**JOB:**
Only the lines from the one containing "Clone this screenshot" through the one containing "import clsx from" should be duplicated, exactly as they appear. Pictures are to be left out.

**THE RECORDS:**
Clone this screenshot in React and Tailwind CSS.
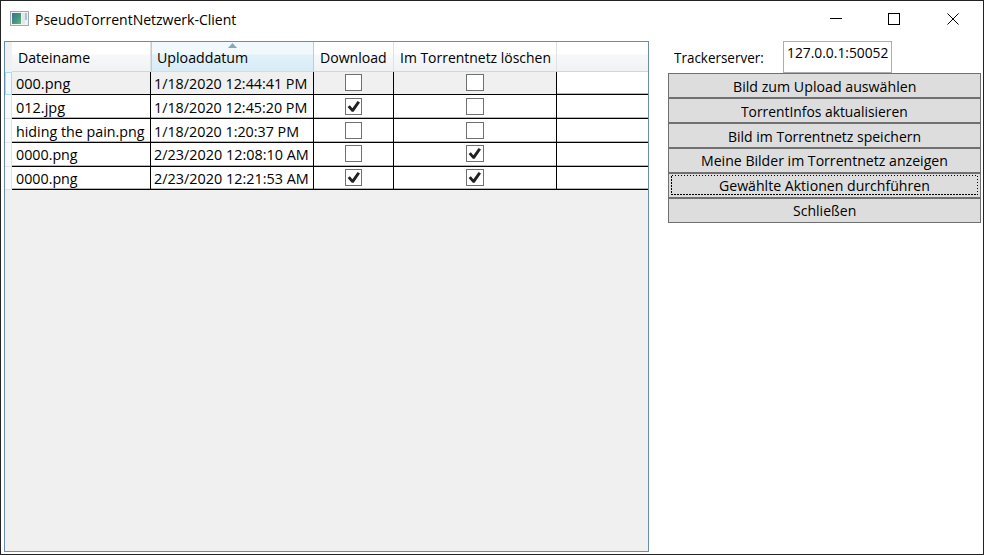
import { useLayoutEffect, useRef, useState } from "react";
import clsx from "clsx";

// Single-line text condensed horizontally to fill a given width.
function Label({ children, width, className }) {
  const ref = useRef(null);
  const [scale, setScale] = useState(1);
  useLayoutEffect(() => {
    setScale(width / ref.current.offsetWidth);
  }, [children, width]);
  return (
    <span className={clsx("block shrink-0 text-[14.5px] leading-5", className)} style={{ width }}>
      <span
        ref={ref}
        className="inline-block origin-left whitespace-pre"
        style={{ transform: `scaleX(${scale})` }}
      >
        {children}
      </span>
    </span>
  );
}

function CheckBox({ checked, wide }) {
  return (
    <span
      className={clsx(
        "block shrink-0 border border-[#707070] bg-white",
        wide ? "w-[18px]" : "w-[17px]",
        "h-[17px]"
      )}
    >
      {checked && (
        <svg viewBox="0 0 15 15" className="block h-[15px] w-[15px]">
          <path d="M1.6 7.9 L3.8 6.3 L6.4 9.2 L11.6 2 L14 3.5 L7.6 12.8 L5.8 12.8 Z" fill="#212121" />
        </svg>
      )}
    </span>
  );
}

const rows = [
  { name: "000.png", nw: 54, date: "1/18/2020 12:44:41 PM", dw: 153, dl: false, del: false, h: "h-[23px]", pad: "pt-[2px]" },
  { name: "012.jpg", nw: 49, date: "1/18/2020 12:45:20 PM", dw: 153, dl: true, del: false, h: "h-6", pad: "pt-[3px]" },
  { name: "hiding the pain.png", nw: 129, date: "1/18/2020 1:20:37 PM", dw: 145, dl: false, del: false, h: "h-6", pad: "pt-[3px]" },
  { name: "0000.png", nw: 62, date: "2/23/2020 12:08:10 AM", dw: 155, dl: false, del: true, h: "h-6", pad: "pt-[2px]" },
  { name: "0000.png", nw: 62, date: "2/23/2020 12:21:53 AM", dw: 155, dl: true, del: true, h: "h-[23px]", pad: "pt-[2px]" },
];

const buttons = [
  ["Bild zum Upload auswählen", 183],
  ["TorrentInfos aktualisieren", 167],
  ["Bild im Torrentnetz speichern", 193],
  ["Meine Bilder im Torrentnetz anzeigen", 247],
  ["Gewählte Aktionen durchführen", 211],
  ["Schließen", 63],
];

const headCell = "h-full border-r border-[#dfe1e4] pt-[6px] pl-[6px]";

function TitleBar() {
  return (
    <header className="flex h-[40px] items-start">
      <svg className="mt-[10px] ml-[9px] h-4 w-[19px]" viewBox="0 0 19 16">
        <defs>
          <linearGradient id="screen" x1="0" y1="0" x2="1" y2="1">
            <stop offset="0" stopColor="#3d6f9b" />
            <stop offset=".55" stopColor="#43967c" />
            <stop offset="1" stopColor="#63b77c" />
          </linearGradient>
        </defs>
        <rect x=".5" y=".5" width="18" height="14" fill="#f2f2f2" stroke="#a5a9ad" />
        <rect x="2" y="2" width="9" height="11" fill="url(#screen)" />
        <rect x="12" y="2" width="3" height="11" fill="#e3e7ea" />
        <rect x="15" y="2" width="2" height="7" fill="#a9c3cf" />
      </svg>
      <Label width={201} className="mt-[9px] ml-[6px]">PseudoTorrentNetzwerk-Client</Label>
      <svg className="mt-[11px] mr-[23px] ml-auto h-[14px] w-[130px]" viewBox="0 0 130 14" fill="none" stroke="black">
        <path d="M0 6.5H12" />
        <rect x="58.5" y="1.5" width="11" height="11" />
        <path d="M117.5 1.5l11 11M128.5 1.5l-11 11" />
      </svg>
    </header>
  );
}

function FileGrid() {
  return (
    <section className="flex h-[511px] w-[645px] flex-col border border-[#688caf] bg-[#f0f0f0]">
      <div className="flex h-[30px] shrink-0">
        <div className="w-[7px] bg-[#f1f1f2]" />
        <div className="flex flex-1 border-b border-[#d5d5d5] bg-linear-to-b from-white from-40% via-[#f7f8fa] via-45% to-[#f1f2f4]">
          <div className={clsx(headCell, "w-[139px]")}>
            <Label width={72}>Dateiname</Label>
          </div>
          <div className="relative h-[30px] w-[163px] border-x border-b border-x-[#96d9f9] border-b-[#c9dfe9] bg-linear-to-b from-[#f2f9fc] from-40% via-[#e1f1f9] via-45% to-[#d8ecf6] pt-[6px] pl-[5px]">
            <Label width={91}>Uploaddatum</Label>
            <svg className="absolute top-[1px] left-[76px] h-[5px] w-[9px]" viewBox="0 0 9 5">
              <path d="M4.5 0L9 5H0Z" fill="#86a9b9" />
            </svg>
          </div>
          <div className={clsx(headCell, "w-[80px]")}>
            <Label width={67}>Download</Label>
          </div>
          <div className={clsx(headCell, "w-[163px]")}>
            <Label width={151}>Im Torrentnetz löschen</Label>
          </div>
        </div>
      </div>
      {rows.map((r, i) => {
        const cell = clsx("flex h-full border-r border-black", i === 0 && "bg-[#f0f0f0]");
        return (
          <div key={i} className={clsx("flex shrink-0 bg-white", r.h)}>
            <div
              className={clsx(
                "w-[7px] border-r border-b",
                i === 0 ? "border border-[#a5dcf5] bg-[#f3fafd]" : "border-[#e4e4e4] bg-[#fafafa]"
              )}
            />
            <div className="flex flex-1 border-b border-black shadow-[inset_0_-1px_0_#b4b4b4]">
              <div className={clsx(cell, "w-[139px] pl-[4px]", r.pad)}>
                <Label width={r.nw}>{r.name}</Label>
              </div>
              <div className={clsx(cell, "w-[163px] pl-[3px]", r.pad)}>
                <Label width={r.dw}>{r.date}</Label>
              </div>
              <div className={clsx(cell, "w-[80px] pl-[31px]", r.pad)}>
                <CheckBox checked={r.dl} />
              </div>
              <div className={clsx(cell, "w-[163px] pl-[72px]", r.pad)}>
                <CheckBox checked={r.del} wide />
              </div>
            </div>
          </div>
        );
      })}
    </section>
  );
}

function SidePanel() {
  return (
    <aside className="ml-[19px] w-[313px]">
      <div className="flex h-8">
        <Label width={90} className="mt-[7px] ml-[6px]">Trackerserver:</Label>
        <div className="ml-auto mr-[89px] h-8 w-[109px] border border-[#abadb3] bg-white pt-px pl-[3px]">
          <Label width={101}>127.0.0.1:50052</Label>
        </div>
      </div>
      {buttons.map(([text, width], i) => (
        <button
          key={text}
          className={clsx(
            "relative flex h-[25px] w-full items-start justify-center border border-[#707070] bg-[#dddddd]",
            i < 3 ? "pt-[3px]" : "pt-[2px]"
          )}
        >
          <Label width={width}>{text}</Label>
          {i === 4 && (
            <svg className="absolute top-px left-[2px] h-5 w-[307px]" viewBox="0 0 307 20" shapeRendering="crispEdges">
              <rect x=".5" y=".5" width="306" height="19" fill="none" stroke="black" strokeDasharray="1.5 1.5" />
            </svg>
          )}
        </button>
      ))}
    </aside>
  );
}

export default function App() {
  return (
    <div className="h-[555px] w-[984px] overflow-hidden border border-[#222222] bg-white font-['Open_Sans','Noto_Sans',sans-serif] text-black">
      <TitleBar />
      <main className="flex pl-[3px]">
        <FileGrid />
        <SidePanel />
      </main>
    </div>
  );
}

---

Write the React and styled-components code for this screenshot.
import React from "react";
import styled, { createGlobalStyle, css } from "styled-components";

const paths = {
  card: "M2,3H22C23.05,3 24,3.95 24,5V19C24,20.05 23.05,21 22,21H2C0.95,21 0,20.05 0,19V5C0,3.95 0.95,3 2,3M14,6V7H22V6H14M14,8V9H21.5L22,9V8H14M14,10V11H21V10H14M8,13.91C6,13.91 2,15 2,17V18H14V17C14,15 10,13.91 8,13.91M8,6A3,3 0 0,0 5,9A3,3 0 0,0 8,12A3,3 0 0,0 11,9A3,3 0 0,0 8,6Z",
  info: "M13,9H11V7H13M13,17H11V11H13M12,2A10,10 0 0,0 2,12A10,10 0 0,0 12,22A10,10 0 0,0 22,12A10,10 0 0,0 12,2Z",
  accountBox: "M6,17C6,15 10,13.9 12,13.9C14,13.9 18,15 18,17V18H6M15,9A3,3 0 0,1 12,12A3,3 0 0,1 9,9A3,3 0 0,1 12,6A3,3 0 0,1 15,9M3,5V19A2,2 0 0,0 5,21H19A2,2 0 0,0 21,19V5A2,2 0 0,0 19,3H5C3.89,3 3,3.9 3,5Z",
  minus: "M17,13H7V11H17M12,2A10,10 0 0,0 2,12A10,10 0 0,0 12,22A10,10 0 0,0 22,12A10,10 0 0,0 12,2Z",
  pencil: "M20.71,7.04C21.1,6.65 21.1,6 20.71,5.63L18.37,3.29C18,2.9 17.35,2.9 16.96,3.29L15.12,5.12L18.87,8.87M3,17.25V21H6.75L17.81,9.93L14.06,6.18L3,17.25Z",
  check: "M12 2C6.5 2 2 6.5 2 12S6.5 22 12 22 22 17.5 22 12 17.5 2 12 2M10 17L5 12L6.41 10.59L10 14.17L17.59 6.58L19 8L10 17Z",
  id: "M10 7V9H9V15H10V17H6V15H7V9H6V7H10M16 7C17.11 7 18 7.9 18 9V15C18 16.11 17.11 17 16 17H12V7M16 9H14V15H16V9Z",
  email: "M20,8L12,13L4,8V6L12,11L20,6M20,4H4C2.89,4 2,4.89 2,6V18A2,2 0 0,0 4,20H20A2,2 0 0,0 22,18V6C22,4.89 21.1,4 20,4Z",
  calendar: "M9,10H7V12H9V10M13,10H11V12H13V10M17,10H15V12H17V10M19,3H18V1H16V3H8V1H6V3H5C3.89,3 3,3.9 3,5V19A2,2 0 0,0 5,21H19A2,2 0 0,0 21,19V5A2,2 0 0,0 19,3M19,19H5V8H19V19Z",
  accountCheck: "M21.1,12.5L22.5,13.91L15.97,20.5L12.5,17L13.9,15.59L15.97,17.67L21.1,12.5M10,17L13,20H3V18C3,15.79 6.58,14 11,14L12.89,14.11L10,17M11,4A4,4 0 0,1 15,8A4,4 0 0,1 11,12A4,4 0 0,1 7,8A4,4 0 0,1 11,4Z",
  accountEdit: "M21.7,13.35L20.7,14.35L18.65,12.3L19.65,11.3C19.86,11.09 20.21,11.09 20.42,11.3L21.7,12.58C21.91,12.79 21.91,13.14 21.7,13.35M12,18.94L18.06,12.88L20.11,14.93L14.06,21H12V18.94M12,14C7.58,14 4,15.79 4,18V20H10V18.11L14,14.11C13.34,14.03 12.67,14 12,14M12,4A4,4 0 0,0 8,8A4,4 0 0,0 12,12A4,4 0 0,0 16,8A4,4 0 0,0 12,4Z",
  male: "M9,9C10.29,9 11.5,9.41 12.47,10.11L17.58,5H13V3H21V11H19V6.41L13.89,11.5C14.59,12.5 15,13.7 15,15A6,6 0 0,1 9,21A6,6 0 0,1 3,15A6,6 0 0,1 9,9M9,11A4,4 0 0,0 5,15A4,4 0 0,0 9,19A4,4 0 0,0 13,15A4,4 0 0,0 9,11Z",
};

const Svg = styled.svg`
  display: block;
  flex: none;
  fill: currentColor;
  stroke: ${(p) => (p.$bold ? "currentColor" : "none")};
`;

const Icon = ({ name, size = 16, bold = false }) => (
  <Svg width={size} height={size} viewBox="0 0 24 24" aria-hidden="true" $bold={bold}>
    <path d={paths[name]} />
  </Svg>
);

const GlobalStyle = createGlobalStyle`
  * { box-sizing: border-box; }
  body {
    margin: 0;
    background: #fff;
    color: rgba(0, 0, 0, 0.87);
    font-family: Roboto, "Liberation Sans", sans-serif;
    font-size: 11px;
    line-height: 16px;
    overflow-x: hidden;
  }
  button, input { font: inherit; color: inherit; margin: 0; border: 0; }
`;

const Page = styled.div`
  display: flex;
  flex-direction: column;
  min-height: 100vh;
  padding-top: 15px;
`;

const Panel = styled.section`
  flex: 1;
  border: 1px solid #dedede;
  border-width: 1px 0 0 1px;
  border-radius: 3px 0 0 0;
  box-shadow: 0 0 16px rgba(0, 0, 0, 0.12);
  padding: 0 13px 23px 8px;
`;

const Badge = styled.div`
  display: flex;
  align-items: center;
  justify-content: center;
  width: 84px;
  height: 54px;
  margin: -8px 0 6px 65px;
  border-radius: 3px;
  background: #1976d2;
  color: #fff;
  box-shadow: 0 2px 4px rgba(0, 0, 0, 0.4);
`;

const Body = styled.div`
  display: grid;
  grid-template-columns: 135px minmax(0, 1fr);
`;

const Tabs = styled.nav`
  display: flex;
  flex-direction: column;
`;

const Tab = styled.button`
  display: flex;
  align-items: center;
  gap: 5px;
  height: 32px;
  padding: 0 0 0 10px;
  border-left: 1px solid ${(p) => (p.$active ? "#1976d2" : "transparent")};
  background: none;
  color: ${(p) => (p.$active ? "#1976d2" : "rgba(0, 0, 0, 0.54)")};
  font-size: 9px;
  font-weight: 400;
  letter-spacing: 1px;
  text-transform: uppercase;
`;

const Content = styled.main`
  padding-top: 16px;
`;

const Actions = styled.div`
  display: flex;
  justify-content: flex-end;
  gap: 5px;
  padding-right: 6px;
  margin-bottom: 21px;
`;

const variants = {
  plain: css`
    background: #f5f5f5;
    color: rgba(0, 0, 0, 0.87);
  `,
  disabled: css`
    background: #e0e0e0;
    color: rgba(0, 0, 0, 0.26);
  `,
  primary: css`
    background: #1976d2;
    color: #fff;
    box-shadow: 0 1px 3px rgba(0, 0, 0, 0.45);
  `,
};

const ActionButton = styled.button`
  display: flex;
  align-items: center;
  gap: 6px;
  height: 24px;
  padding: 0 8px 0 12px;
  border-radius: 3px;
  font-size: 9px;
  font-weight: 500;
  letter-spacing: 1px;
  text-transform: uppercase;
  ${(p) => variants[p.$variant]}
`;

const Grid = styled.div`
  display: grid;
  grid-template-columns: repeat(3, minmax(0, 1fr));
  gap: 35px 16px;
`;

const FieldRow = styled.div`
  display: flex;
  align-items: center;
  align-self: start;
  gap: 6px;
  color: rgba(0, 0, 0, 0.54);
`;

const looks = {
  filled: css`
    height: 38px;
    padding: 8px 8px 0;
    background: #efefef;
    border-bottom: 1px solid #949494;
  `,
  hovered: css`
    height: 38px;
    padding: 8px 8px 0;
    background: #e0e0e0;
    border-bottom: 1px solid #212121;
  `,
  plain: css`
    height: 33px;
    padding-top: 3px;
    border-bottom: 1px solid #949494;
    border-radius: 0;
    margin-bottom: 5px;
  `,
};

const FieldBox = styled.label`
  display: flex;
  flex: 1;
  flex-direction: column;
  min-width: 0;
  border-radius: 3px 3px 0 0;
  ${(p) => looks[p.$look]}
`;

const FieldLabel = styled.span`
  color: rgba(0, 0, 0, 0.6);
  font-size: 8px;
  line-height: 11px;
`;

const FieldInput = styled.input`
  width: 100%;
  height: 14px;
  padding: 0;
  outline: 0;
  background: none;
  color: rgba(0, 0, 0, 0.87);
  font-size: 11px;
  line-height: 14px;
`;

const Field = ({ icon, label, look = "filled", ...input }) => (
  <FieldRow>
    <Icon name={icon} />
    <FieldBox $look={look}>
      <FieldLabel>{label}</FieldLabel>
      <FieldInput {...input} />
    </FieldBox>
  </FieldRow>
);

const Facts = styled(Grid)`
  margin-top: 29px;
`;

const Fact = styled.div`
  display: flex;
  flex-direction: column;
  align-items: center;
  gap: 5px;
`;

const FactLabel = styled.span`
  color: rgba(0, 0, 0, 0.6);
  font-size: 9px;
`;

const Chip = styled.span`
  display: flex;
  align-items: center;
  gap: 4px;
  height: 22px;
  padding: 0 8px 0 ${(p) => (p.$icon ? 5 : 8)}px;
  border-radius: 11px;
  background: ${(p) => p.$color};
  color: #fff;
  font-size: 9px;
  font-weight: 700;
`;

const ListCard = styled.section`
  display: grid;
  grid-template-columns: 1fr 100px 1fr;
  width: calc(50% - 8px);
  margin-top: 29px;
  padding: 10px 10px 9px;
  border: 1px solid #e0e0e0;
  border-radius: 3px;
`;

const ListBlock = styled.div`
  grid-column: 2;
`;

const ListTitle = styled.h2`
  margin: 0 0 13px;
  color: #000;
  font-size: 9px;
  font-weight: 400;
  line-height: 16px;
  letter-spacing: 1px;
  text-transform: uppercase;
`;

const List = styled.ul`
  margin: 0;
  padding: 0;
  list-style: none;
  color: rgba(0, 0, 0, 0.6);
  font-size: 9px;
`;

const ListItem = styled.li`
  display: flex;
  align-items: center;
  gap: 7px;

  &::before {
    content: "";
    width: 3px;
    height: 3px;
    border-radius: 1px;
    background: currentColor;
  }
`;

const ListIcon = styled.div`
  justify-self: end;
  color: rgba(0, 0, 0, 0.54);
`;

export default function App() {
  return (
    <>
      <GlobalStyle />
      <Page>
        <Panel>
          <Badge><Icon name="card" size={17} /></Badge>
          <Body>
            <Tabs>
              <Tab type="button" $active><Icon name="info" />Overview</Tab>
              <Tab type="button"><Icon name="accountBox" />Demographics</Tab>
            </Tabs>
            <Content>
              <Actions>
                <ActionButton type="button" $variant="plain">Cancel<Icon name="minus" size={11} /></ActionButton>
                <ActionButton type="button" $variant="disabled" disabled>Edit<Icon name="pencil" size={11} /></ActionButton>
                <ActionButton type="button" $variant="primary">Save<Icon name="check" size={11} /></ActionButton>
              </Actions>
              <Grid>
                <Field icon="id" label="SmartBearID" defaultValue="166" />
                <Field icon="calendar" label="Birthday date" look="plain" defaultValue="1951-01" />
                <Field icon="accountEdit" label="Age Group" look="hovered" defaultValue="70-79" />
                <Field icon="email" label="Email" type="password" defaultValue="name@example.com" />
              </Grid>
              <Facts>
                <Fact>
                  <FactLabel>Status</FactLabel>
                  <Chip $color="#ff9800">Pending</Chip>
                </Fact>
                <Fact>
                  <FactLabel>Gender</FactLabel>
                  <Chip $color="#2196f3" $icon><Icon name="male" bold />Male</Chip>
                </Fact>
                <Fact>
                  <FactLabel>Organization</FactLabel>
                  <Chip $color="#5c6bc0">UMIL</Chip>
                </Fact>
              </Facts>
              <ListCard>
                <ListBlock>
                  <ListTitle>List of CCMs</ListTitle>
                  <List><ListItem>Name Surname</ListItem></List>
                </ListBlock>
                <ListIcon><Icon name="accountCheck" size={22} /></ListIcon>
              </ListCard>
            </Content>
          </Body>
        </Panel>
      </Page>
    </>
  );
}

**FINAL ANSWER:**
Clone this screenshot in React and Tailwind CSS.
import { useLayoutEffect, useRef, useState } from "react";
import clsx from "clsx";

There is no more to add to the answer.